| Task requirements |
Collect each line of the entries that holds the string "components".
* begin Information shown *
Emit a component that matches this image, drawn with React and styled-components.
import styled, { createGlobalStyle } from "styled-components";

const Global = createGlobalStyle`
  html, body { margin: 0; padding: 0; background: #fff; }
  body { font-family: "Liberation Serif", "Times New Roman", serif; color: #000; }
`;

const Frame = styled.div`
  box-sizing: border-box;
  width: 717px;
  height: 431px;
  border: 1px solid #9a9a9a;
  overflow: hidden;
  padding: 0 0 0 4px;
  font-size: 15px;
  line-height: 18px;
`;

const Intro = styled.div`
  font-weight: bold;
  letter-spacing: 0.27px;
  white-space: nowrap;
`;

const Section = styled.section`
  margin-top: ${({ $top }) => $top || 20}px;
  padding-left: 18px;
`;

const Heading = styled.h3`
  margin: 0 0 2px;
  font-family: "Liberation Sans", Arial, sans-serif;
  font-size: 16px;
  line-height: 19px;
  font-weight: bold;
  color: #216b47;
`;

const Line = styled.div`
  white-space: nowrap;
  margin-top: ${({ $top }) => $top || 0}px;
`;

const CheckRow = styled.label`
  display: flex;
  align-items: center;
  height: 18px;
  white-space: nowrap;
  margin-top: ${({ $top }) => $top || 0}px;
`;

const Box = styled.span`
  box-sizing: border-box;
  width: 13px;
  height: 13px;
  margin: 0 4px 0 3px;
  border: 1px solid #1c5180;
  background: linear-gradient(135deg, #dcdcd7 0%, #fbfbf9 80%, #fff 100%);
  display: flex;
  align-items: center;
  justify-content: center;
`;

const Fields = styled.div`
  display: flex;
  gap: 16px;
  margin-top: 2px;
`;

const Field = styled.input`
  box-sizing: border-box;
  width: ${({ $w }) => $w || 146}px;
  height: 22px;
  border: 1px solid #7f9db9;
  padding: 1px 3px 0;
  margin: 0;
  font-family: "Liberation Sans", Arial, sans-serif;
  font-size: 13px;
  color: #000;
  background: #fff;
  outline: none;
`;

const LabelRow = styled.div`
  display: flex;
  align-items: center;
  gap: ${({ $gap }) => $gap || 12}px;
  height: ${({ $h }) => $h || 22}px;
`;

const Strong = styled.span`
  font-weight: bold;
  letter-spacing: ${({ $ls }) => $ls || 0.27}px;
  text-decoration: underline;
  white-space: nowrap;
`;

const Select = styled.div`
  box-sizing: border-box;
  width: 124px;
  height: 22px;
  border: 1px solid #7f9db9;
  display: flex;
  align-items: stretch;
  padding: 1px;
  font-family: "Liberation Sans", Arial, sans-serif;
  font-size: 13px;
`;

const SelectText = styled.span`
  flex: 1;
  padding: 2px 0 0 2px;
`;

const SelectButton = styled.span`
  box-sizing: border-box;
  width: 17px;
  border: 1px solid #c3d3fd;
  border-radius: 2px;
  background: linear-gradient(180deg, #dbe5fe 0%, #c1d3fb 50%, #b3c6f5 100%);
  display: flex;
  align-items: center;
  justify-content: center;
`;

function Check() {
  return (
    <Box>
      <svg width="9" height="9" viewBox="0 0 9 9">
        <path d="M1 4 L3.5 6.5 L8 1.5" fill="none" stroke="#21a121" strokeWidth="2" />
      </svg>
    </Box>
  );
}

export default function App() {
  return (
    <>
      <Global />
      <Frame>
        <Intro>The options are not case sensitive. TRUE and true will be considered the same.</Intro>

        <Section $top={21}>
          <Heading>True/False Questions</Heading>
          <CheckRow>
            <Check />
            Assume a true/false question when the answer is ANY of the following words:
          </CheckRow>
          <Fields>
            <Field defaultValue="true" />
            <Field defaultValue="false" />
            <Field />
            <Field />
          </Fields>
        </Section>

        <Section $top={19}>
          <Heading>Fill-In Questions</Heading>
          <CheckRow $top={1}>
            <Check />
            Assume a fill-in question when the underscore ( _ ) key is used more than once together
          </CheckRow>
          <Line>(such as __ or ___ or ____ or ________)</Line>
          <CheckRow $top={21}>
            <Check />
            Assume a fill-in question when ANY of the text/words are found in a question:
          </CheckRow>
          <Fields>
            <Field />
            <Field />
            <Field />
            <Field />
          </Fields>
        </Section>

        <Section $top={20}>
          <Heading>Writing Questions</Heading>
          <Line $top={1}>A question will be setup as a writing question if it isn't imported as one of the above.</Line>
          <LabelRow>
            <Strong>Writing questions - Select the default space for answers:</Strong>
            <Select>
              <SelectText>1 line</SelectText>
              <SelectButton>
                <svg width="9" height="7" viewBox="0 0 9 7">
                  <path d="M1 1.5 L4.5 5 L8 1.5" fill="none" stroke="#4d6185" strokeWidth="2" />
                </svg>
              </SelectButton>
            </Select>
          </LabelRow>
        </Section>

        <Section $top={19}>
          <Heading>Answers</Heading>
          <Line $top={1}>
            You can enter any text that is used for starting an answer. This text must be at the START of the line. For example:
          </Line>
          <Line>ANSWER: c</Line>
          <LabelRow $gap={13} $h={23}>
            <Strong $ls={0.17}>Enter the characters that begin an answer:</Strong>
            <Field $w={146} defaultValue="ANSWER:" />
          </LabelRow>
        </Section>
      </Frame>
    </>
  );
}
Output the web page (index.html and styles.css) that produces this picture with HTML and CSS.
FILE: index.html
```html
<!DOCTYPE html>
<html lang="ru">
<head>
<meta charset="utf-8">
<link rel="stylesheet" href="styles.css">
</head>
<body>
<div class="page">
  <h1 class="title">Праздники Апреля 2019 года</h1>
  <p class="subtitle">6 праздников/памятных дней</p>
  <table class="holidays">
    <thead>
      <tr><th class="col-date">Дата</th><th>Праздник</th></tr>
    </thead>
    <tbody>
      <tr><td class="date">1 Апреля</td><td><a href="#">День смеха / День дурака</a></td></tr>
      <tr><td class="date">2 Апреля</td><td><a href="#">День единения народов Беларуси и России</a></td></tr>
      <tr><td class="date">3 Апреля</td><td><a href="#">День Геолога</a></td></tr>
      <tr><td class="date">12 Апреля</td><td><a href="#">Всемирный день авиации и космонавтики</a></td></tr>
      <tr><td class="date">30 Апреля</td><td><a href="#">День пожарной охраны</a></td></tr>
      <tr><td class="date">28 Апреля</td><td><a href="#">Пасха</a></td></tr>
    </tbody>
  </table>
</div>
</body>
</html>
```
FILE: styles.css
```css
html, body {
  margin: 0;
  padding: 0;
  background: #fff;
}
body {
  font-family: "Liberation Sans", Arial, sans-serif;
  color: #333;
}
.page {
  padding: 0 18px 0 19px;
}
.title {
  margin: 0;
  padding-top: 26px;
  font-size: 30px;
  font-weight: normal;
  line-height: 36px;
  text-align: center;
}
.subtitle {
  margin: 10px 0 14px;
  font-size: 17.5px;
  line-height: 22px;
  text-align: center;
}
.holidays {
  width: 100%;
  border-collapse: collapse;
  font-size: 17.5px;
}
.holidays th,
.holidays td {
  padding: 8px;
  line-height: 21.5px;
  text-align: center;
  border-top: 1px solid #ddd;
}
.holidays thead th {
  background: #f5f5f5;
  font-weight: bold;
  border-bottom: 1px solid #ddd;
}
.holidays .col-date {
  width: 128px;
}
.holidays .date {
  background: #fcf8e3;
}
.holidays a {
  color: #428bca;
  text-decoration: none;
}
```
* end Information shown *
| Answer below |
Emit a component that matches this image, drawn with React and styled-components.
import styled, { createGlobalStyle } from "styled-components";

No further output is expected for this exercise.